「老人タイムス」私説

昭和の一ケタ世代も高齢になりました。この世代が現在の世相をどう見て、考えているかーそのひとり言。

   "BC級戦犯”は悪者か 「私は貝になりたい」論

2007-08-26 05:26:24 | Weblog
テレビドラマを見る機会から遠ざかっていたが、一昨日、小ブログのコメンテー
ター、chobimame.exblog.jpさんの奨めで"BC級戦犯”を扱った「私は貝になり
たい」(日本テレビ製作)をみた。

年をとった証拠なのだろう。
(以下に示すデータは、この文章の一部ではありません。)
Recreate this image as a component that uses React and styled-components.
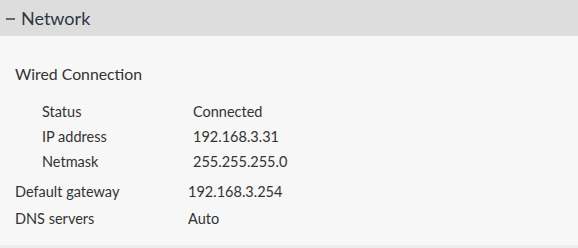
import React from 'react';
import styled, { createGlobalStyle } from 'styled-components';

const GlobalStyle = createGlobalStyle`
    html, body {
        margin: 0;
        padding: 0;
        background: #ececec;
        font-family: Lato, "Open Sans", sans-serif;
        color: #333;
    }
`;

const Panel = styled.div`
    width: 578px;
    height: 245px;
    background: #f7f7f7;
    display: flex;
    flex-direction: column;
`;

const Header = styled.div`
    height: 36px;
    background: #dddddd;
    display: flex;
    align-items: center;
    padding-left: 6px;
    gap: 6px;
    font-size: 18px;
    color: #2f3640;
`;

const Dash = styled.span`
    display: inline-block;
    width: 9px;
    height: 2px;
    background: #666;
    margin-top: 1px;
`;

const Body = styled.div`
    padding: 28px 0 0 15px;
`;

const SectionTitle = styled.div`
    font-size: 15.8px;
    line-height: 20px;
    color: #333;
`;

const Table = styled.div`
    display: grid;
    grid-template-columns: ${p => p.labelWidth}px auto;
    grid-auto-rows: ${p => p.rowHeight}px;
    align-items: center;
    padding-left: ${p => p.indent || 0}px;
    margin-top: ${p => p.top || 0}px;
    font-size: 14.5px;
    color: #333;
`;

const Cell = styled.div`
    white-space: nowrap;
`;

const wired = [
    ['Status', 'Connected'],
    ['IP address', '192.168.3.31'],
    ['Netmask', '255.255.255.0'],
];

const general = [
    ['Default gateway', '192.168.3.254'],
    ['DNS servers', 'Auto'],
];

export default function App() {
    return (
        <>
            <GlobalStyle />
            <Panel>
                <Header><Dash />Network</Header>
                <Body>
                    <SectionTitle>Wired Connection</SectionTitle>
                    <Table labelWidth={151} rowHeight={25} indent={27} top={15}>
                        {wired.map(([k, v]) => (
                            <React.Fragment key={k}>
                                <Cell>{k}</Cell>
                                <Cell>{v}</Cell>
                            </React.Fragment>
                        ))}
                    </Table>
                    <Table labelWidth={173} rowHeight={27} top={4}>
                        {general.map(([k, v]) => (
                            <React.Fragment key={k}>
                                <Cell>{k}</Cell>
                                <Cell>{v}</Cell>
                            </React.Fragment>
                        ))}
                    </Table>
                </Body>
            </Panel>
        </>
    );
}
最近、映画やテレビをみると、やたらに時代考証 
が気にかかる。作品本来の価値とはあまり関係ないのだが、自分の生きてい
た時代とかけ離れているとイヤなものだ。「私は貝になりたい」は全般的な時
代考証はよくできていたが、気になったのは、二等兵の軍服で入営する姿で
あった。

僕がたまたま「二等兵」が気になったのは、最近読んだ岩波新書の「BC級裁
判」(林博史・著)の中で、著者が”BC級裁判刑死者に二等兵はいなかった”
と誤記していたからだろう。これは著者の軍隊知識の無知からくるもので、終
戦前、戦地で現地徴集された二等兵で刑死された方もいる。

あげ足取りみたいだが、この本は意識的に”BC級戦犯”を悪者視しており、事
事誤認があるので、記してみた。著書には「(BC級裁判は)アジア太平洋における
残虐行為の命令者と実行者5,700人の裁判」と定義づけている。「私は貝になり
たい」をご覧になった方は、この著者の意見をどうみるかー。

僕はこのアロガントな著者へ、横浜法廷で7年の刑を言い渡された釜石捕虜収容
所の稲木誠所長の例をあげよう。稲木所長は連合軍の艦砲射撃で捕虜32人を殺
した理由で逮捕されあたら5年も獄舎につながれた。彼は捕虜に海水浴を許しクリ
スマスまで祝うのを許可していた。あの時代では考えられないことだ。